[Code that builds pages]
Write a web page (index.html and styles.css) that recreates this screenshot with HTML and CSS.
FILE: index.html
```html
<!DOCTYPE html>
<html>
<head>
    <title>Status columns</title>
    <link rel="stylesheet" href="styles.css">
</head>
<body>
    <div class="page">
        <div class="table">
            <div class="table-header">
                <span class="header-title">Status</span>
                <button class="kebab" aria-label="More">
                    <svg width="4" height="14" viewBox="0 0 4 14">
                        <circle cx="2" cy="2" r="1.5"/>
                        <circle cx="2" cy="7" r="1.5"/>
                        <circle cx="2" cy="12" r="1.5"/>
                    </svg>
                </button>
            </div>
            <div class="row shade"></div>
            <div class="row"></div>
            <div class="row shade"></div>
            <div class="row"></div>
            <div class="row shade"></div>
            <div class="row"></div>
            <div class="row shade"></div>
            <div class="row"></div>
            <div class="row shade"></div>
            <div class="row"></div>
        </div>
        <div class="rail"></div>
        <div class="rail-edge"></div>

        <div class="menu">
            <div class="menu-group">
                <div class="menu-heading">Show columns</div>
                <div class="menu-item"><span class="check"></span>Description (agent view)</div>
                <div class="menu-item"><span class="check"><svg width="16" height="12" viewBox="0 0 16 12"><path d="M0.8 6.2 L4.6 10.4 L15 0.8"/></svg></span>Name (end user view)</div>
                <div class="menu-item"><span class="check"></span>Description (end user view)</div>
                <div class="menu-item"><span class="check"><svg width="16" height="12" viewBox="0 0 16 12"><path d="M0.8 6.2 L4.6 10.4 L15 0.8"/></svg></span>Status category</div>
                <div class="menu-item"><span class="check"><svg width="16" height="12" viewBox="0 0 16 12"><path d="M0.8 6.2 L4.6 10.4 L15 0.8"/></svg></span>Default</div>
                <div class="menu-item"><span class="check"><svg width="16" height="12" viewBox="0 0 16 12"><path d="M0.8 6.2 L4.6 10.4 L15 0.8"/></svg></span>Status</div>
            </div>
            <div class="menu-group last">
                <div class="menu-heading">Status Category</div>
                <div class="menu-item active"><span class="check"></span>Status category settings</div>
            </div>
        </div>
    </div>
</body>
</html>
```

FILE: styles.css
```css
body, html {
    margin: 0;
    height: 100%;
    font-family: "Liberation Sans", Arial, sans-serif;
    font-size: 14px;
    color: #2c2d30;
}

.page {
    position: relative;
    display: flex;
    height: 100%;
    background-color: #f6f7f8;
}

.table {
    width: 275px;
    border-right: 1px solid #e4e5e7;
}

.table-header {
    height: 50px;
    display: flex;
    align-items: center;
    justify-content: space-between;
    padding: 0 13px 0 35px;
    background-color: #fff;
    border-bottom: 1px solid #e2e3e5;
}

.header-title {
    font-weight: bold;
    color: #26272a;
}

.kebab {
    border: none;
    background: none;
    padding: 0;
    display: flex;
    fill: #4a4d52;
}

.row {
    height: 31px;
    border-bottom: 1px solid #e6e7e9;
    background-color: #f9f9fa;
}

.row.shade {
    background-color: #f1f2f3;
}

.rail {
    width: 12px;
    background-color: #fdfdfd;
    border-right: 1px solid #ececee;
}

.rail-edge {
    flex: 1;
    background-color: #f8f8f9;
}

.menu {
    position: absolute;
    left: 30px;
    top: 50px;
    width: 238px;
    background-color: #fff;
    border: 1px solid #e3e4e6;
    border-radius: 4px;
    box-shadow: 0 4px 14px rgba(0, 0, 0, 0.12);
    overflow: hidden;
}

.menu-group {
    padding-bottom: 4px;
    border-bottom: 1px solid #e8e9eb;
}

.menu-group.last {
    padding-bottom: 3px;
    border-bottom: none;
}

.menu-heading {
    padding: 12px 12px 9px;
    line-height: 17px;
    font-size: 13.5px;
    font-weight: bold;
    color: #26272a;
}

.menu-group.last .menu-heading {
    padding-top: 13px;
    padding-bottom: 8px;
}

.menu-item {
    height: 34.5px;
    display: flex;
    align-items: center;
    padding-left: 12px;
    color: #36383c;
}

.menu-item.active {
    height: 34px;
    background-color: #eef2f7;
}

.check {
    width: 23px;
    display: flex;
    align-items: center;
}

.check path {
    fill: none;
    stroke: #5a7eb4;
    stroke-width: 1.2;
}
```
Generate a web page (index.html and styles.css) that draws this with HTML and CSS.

**Task:** Return the listing above in its exact form.

**Solution to this task:**
Write a web page (index.html and styles.css) that recreates this screenshot with HTML and CSS.
FILE: index.html
```html
<!DOCTYPE html>
<html>
<head>
    <title>Status columns</title>
    <link rel="stylesheet" href="styles.css">
</head>
<body>
    <div class="page">
        <div class="table">
            <div class="table-header">
                <span class="header-title">Status</span>
                <button class="kebab" aria-label="More">
                    <svg width="4" height="14" viewBox="0 0 4 14">
                        <circle cx="2" cy="2" r="1.5"/>
                        <circle cx="2" cy="7" r="1.5"/>
                        <circle cx="2" cy="12" r="1.5"/>
                    </svg>
                </button>
            </div>
            <div class="row shade"></div>
            <div class="row"></div>
            <div class="row shade"></div>
            <div class="row"></div>
            <div class="row shade"></div>
            <div class="row"></div>
            <div class="row shade"></div>
            <div class="row"></div>
            <div class="row shade"></div>
            <div class="row"></div>
        </div>
        <div class="rail"></div>
        <div class="rail-edge"></div>

        <div class="menu">
            <div class="menu-group">
                <div class="menu-heading">Show columns</div>
                <div class="menu-item"><span class="check"></span>Description (agent view)</div>
                <div class="menu-item"><span class="check"><svg width="16" height="12" viewBox="0 0 16 12"><path d="M0.8 6.2 L4.6 10.4 L15 0.8"/></svg></span>Name (end user view)</div>
                <div class="menu-item"><span class="check"></span>Description (end user view)</div>
                <div class="menu-item"><span class="check"><svg width="16" height="12" viewBox="0 0 16 12"><path d="M0.8 6.2 L4.6 10.4 L15 0.8"/></svg></span>Status category</div>
                <div class="menu-item"><span class="check"><svg width="16" height="12" viewBox="0 0 16 12"><path d="M0.8 6.2 L4.6 10.4 L15 0.8"/></svg></span>Default</div>
                <div class="menu-item"><span class="check"><svg width="16" height="12" viewBox="0 0 16 12"><path d="M0.8 6.2 L4.6 10.4 L15 0.8"/></svg></span>Status</div>
            </div>
            <div class="menu-group last">
                <div class="menu-heading">Status Category</div>
                <div class="menu-item active"><span class="check"></span>Status category settings</div>
            </div>
        </div>
    </div>
</body>
</html>
```

FILE: styles.css
```css
body, html {
    margin: 0;
    height: 100%;
    font-family: "Liberation Sans", Arial, sans-serif;
    font-size: 14px;
    color: #2c2d30;
}

.page {
    position: relative;
    display: flex;
    height: 100%;
    background-color: #f6f7f8;
}

.table {
    width: 275px;
    border-right: 1px solid #e4e5e7;
}

.table-header {
    height: 50px;
    display: flex;
    align-items: center;
    justify-content: space-between;
    padding: 0 13px 0 35px;
    background-color: #fff;
    border-bottom: 1px solid #e2e3e5;
}

.header-title {
    font-weight: bold;
    color: #26272a;
}

.kebab {
    border: none;
    background: none;
    padding: 0;
    display: flex;
    fill: #4a4d52;
}

.row {
    height: 31px;
    border-bottom: 1px solid #e6e7e9;
    background-color: #f9f9fa;
}

.row.shade {
    background-color: #f1f2f3;
}

.rail {
    width: 12px;
    background-color: #fdfdfd;
    border-right: 1px solid #ececee;
}

.rail-edge {
    flex: 1;
    background-color: #f8f8f9;
}

.menu {
    position: absolute;
    left: 30px;
    top: 50px;
    width: 238px;
    background-color: #fff;
    border: 1px solid #e3e4e6;
    border-radius: 4px;
    box-shadow: 0 4px 14px rgba(0, 0, 0, 0.12);
    overflow: hidden;
}

.menu-group {
    padding-bottom: 4px;
    border-bottom: 1px solid #e8e9eb;
}

.menu-group.last {
    padding-bottom: 3px;
    border-bottom: none;
}

.menu-heading {
    padding: 12px 12px 9px;
    line-height: 17px;
    font-size: 13.5px;
    font-weight: bold;
    color: #26272a;
}

.menu-group.last .menu-heading {
    padding-top: 13px;
    padding-bottom: 8px;
}

.menu-item {
    height: 34.5px;
    display: flex;
    align-items: center;
    padding-left: 12px;
    color: #36383c;
}

.menu-item.active {
    height: 34px;
    background-color: #eef2f7;
}

.check {
    width: 23px;
    display: flex;
    align-items: center;
}

.check path {
    fill: none;
    stroke: #5a7eb4;
    stroke-width: 1.2;
}
```
Generate a web page (index.html and styles.css) that draws this with HTML and CSS.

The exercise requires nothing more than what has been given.